My timing was better than I expected. That morning, Japan announced its intention to join the Northern League. If history repeated itself, Chairman Kuo would mobilize his army and air force, and begin making threatening noises to pressure Japan into canceling its membership or leaving the Northern League.
As it takes about a month to mobilize a huge military force anywhere, I thought I had a fair chance of implementing effective countermeasures. I knew that the American Congress and the public were opposed to being nice to Japan, which they blamed for their balance of payments deficit and lost jobs, especially in the manufacturing sector. The trade unions were clamoring for sanctions. President Holdsworth did not want a trade war with Japan, but the pressure of the electorate, especially from his traditional supporters, was mounting. Under normal circumstances, he did not have many options, only the introduction of sanctions.
When I learned the timing of the big shots’ arrival, I had Fedorov land the “Baby” on the tennis courts of the Pointe and with Ensign Garfield I marched into the main building. Since the meeting was in recess, I met Esther in the lobby. She told me that Mike was in his office sending off his dispatches to the various news organizations.

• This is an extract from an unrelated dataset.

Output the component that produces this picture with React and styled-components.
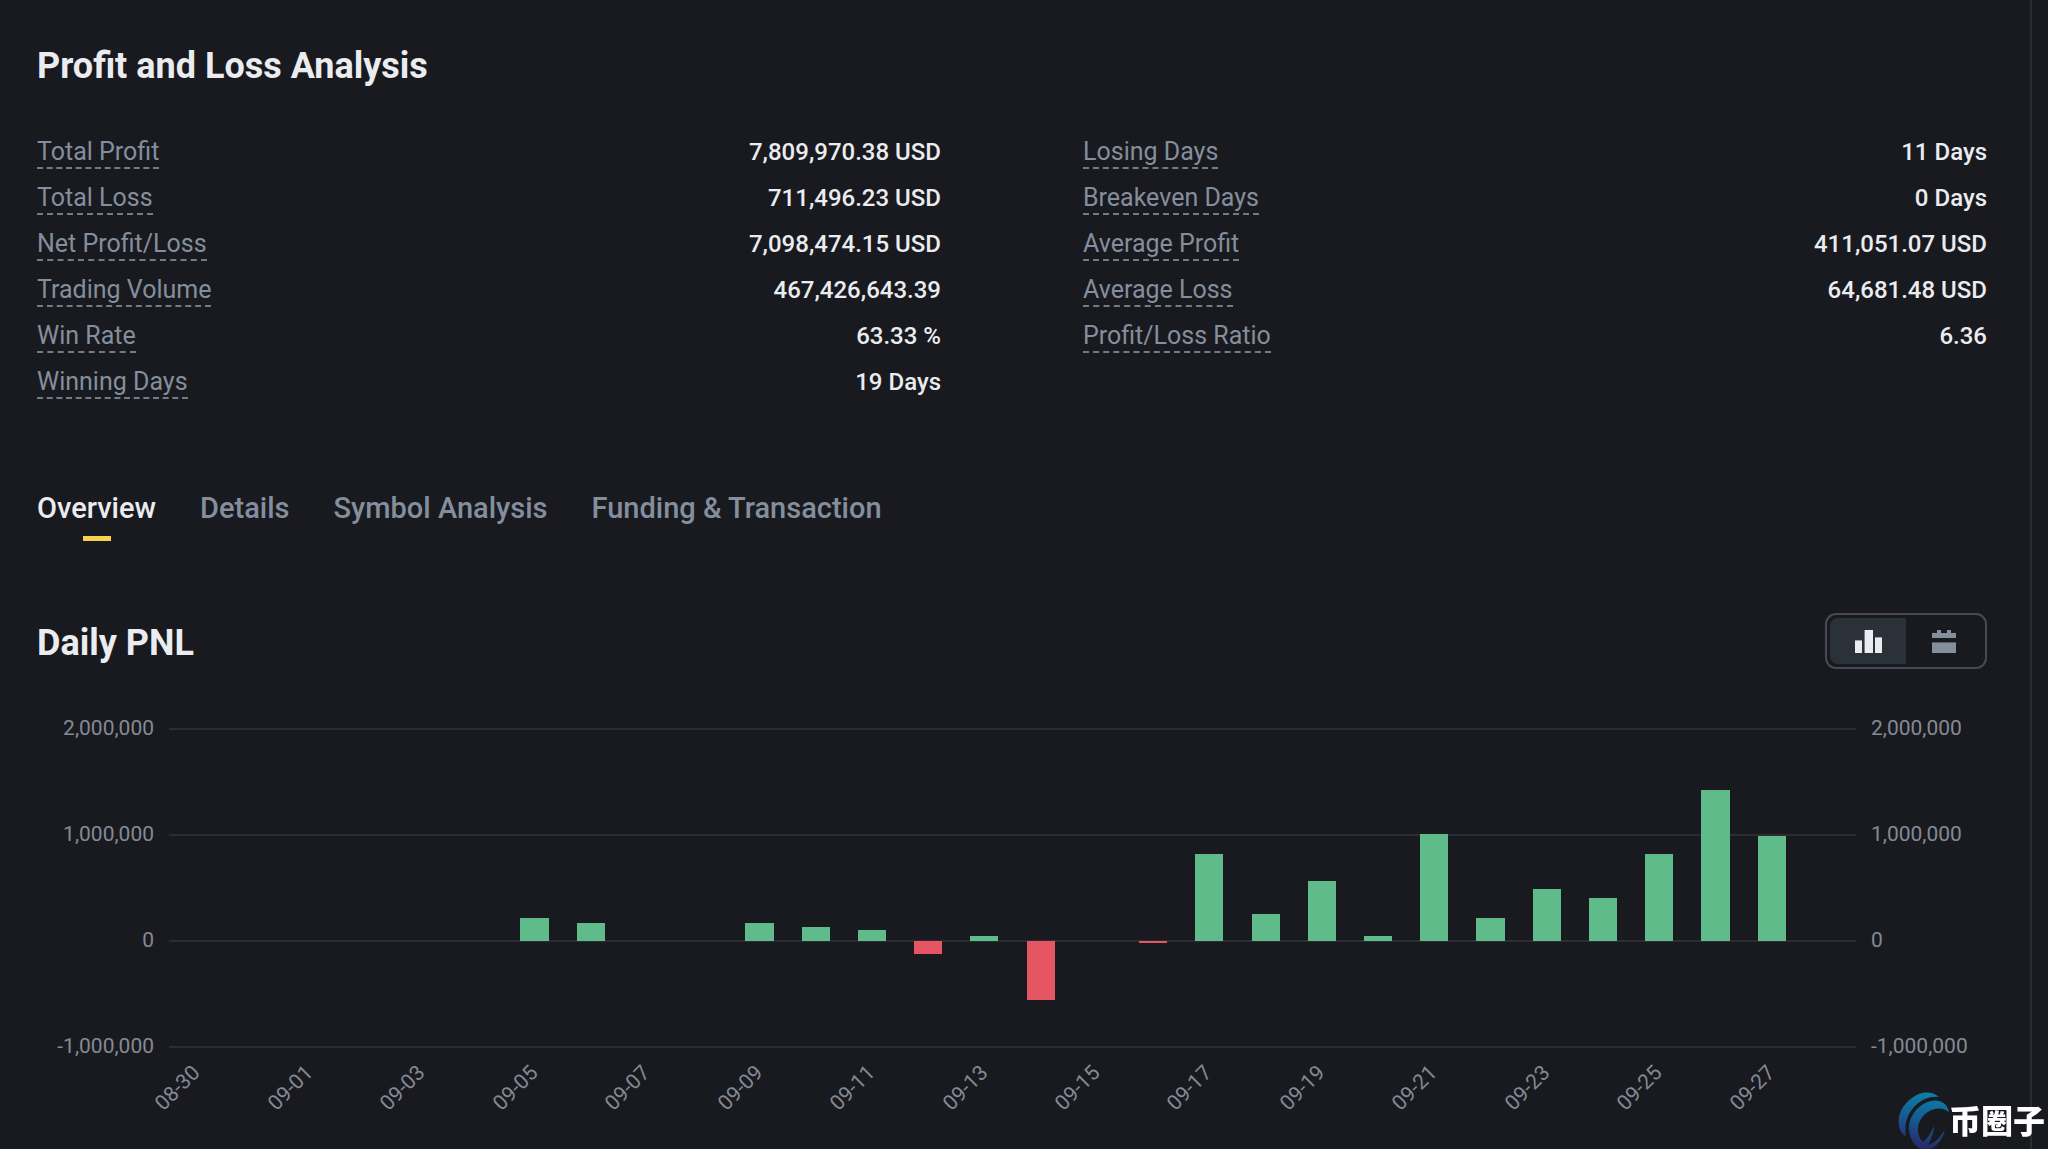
import React, { useState } from 'react';
import styled, { createGlobalStyle } from 'styled-components';

const GlobalStyle = createGlobalStyle`
  * {
    box-sizing: border-box;
  }

  body {
    margin: 0;
    background-color: #191a1f;
    color: #eaecef;
    font-family: Roboto, "Liberation Sans", sans-serif;
  }
`;

const Page = styled.main`
  display: flex;
  flex-direction: column;
  min-height: 100vh;
  margin-right: 16px;
  padding: 45px 43px 0 37px;
  border-right: 2px solid #2b2d32;
`;

const Title = styled.h2`
  margin: 0;
  font-size: 36px;
  line-height: 42px;
  font-weight: 700;
`;

const Stats = styled.section`
  display: grid;
  grid-template-columns: 1fr 1fr;
  column-gap: 142px;
  margin-top: 50px;
`;

const StatList = styled.dl`
  margin: 0;
`;

const StatRow = styled.div`
  display: flex;
  justify-content: space-between;
  align-items: flex-start;
  height: 46px;
`;

const StatLabel = styled.dt`
  border-bottom: 2px dashed #747b87;
  color: #848e9c;
  font-size: 25px;
  line-height: 30px;
`;

const StatValue = styled.dd`
  margin: 0;
  font-size: 24px;
  line-height: 30px;
  font-weight: 500;
`;

const Tabs = styled.nav`
  display: flex;
  gap: 44px;
  margin-top: 77px;
`;

const Tab = styled.button`
  display: flex;
  flex-direction: column;
  align-items: center;
  gap: 10px;
  padding: 0;
  border: none;
  background: none;
  color: ${({ $active }) => ($active ? '#eaecef' : '#848e9c')};
  font-family: inherit;
  font-size: 29px;
  line-height: 36px;
  font-weight: 500;
  cursor: pointer;

  &::after {
    content: '';
    width: 28px;
    height: 5px;
    background-color: ${({ $active }) => ($active ? '#f9d350' : 'transparent')};
  }
`;

const ChartHeader = styled.header`
  display: flex;
  justify-content: space-between;
  align-items: center;
  margin-top: 72px;
`;

const ChartTitle = styled(Title)`
  padding-top: 4px;
`;

const Toggle = styled.div`
  display: flex;
  padding: 3px;
  border: 2px solid #474a50;
  border-radius: 11px;
`;

const ToggleButton = styled.button`
  display: flex;
  align-items: center;
  justify-content: center;
  width: 76px;
  height: 46px;
  padding: 0;
  border: none;
  border-radius: 8px 0 0 8px;
  background-color: ${({ $active }) => ($active ? '#2b3139' : 'transparent')};
  color: ${({ $active }) => ($active ? '#eaecef' : '#848e9c')};
  cursor: pointer;
`;

const Chart = styled.section`
  display: grid;
  grid-template-columns: 117px 1fr 116px;
  column-gap: 15px;
  margin-top: 59px;
`;

const Axis = styled.div`
  display: flex;
  flex-direction: column;
  justify-content: space-between;
  height: 342px;
  margin-top: -12px;
  color: #848a95;
  font-size: 21px;
  line-height: 24px;
  text-align: ${({ $side }) => ($side === 'left' ? 'right' : 'left')};
`;

const Plot = styled.div`
  display: flex;
  box-sizing: content-box;
  height: 318px;
  border-bottom: 2px solid #2b2d32;
  background-image: repeating-linear-gradient(#2b2d32 0 2px, transparent 2px 106px);
`;

const Slot = styled.div`
  flex: 1;
  display: flex;
  flex-direction: column;
  align-items: center;
  justify-content: ${({ $loss }) => ($loss ? 'flex-start' : 'flex-end')};
  height: ${({ $loss }) => ($loss ? '318px' : '213px')};
  padding-top: ${({ $loss }) => ($loss ? '213px' : '0')};
`;

const Bar = styled.div`
  width: 50%;
  background-color: ${({ $loss }) => ($loss ? '#e65562' : '#5fbb8a')};
`;

const Dates = styled.div`
  display: flex;
  grid-column: 2;
  margin-top: 4px;
  color: #848a95;
  font-size: 21px;
  line-height: 20px;
`;

const DateSlot = styled.div`
  flex: 1 1 0;
  display: flex;
  justify-content: flex-end;
  width: 0;
  padding-right: 36px;
`;

const DateLabel = styled.span`
  flex: none;
  white-space: nowrap;
  transform: rotate(-45deg);
  transform-origin: top right;
`;

const Watermark = styled.div`
  position: fixed;
  right: 3px;
  bottom: 0;
  display: flex;
  align-items: flex-start;
  height: 57px;
  color: #fff;
  font-family: "Noto Sans CJK SC", sans-serif;
  font-size: 32px;
  line-height: 54px;
  font-weight: 900;
`;

const leftStats = [
  ['Total Profit', '7,809,970.38 USD'],
  ['Total Loss', '711,496.23 USD'],
  ['Net Profit/Loss', '7,098,474.15 USD'],
  ['Trading Volume', '467,426,643.39'],
  ['Win Rate', '63.33 %'],
  ['Winning Days', '19 Days'],
];

const rightStats = [
  ['Losing Days', '11 Days'],
  ['Breakeven Days', '0 Days'],
  ['Average Profit', '411,051.07 USD'],
  ['Average Loss', '64,681.48 USD'],
  ['Profit/Loss Ratio', '6.36'],
];

const tabs = ['Overview', 'Details', 'Symbol Analysis', 'Funding & Transaction'];

const ticks = ['2,000,000', '1,000,000', '0', '-1,000,000'];

// daily pnl in thousands of USD
const days = [
  ['08-30', 0], ['08-31', 0], ['09-01', 0], ['09-02', 0], ['09-03', 0],
  ['09-04', 0], ['09-05', 217], ['09-06', 170], ['09-07', 0], ['09-08', 0],
  ['09-09', 170], ['09-10', 132], ['09-11', 104], ['09-12', -120], ['09-13', 50],
  ['09-14', -557], ['09-15', 0], ['09-16', -19], ['09-17', 821], ['09-18', 255],
  ['09-19', 566], ['09-20', 50], ['09-21', 1005], ['09-22', 217], ['09-23', 490],
  ['09-24', 406], ['09-25', 821], ['09-26', 1425], ['09-27', 990], ['09-28', 0],
];

const PX_PER_THOUSAND = 0.106;

const BarsIcon = () => (
  <svg width="27" height="23" viewBox="0 0 27 23" fill="currentColor" aria-hidden="true">
    <rect x="0" y="10.4" width="7" height="12.6" />
    <rect x="9.6" y="0" width="8.4" height="23" />
    <rect x="20" y="7.4" width="7" height="15.6" />
  </svg>
);

const CalendarIcon = () => (
  <svg width="24" height="23" viewBox="0 0 24 23" fill="currentColor" aria-hidden="true">
    <path d="M0 3h5V0h4v3h6V0h4v3h5v5H0z" />
    <rect y="12.4" width="24" height="10.6" />
  </svg>
);

const SwooshLogo = () => (
  <svg width="51" height="57" viewBox="0 0 51 57" aria-hidden="true">
    <defs>
      <linearGradient id="swoosh" gradientUnits="userSpaceOnUse" x1="30" y1="0" x2="18" y2="57">
        <stop offset="0" stopColor="#0f7fa8" />
        <stop offset="0.5" stopColor="#155a92" />
        <stop offset="1" stopColor="#2b2468" />
      </linearGradient>
    </defs>
    <g fill="url(#swoosh)">
      <path d="M41 5C34 -1 23 -1 14 6C4 13 -1 24 1 34C2 39 4 42 8 44C6 33 9 22 17 14C24 7 33 4 41 5z" />
      <path d="M51 20C49 11 42 7 33 9C20 12 10 25 11 38C12 47 16 54 23 57H32C40 54 45 46 47 37C43 45 37 51 30 53C33 47 36 40 36 34C33 41 29 47 25 50C18 43 18 31 26 23C33 16 43 14 51 20z" />
    </g>
  </svg>
);

const StatTable = ({ rows }) => (
  <StatList>
    {rows.map(([label, value]) => (
      <StatRow key={label}>
        <StatLabel>{label}</StatLabel>
        <StatValue>{value}</StatValue>
      </StatRow>
    ))}
  </StatList>
);

const AxisLabels = ({ side }) => (
  <Axis $side={side}>
    {ticks.map((tick) => (
      <span key={tick}>{tick}</span>
    ))}
  </Axis>
);

const PnlChart = () => (
  <Chart>
    <AxisLabels side="left" />
    <Plot>
      {days.map(([date, value]) => (
        <Slot key={date} $loss={value < 0}>
          <Bar
            $loss={value < 0}
            style={{ height: Math.round(Math.abs(value) * PX_PER_THOUSAND) }}
          />
        </Slot>
      ))}
    </Plot>
    <AxisLabels side="right" />
    <Dates>
      {days.map(([date], index) => (
        <DateSlot key={date}>
          {index % 2 === 0 && <DateLabel>{date}</DateLabel>}
        </DateSlot>
      ))}
    </Dates>
  </Chart>
);

const App = () => {
  const [activeTab, setActiveTab] = useState('Overview');
  const [view, setView] = useState('chart');

  return (
    <>
      <GlobalStyle />
      <Page>
        <Title>Profit and Loss Analysis</Title>
        <Stats>
          <StatTable rows={leftStats} />
          <StatTable rows={rightStats} />
        </Stats>
        <Tabs>
          {tabs.map((tab) => (
            <Tab key={tab} type="button" $active={tab === activeTab} onClick={() => setActiveTab(tab)}>
              {tab}
            </Tab>
          ))}
        </Tabs>
        <ChartHeader>
          <ChartTitle>Daily PNL</ChartTitle>
          <Toggle>
            <ToggleButton
              type="button"
              aria-label="Bar chart"
              $active={view === 'chart'}
              onClick={() => setView('chart')}
            >
              <BarsIcon />
            </ToggleButton>
            <ToggleButton
              type="button"
              aria-label="Calendar"
              $active={view === 'calendar'}
              onClick={() => setView('calendar')}
            >
              <CalendarIcon />
            </ToggleButton>
          </Toggle>
        </ChartHeader>
        <PnlChart />
      </Page>
      <Watermark>
        <SwooshLogo />
        <span>币圈子</span>
      </Watermark>
    </>
  );
};

export default App;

Esther wanted to discuss something important with me, but the presence of Garfield seemed prevent it. Now, Ensign Garfield, with her knowledge of history, was the most important member of my team and I did not want her to leave. I told Esther to discuss whatever she wanted in her presence.
“Well,” Esther started, “it is very difficult to explain what has transpired. Strictly out of boredom I seduced Mike.”
“Congratulations,” I said. “I hope you both enjoyed it.”
“We did,” she replied. ‘”The trouble began when he proposed to me. I told him it was okay, but as my last fling I wanted to go to bed with you and him at the same time.”
“Sounds interesting,” I mused.
“It would be, I’m sure,” Esther said. “But Mike is such a traditionalist he wouldn’t hear of it. He said that from here on it was he and he alone.”
“What is your decision?” I queried.
“After a lot of thinking and soul searching I decided I would like to accept his proposal, if you don’t mind.”
From the corner of my eyes I saw the eyebrows of Ensign Garfield rise a little. Before I could have replied or said anything, Esther turned to Garfield: “I’m sure being with two men at the same time may be repulsive to you, Teri, but I happen to like it.”
“No,” Garfield replied, “it is not repulsive at all. In fact, I find it a little boring, as I prefer three or four to make things lively and interesting. What really surprised me was that he asked for exclusive rights. As you know, very few women survived the Mogadishu virus on Khomu, and the present ratio of five males to a female is not getting any better. Can they afford such luxuries here?”
Now it was Esther’s turn to be surprised. I decided that before they got into detailed discussions of group sex etiquette, I had better steer the conversation back to the real problems.
“We should continue this discussion in private, if you don’t mind,” I said.
“I have no secrets from Teri,” replied Esther. “The sooner we conclude this matter, the better I like it.”
“Aren’t you forgetting about the real Ann Forrest?” I asked.
“No,” Esther said. “I hope you can negotiate with her and find a solution to my problem.”
“How about the legs of a field goal kicker and the height of a sitting Pekingese?” I queried.
Finally, the imperturbable Ensign Teri Garfield seemed shocked.
“I can handle it, if you could talk to Ann Forrest for me. After all, she would be getting the better end of the deal, wouldn’t she?” Esther replied calmly.
I had to admit that she had a point. There was a reasonable basis for serious negotiations with Ann Forrest.
“Are you sure this is what you want?” I asked. “Is Mike that good?”
“Let me put it this way,” she replied. “He’s a diamond in the rough. I can turn him into the greatest lover of all times.”
“Good luck,” I said. “You have my blessings.”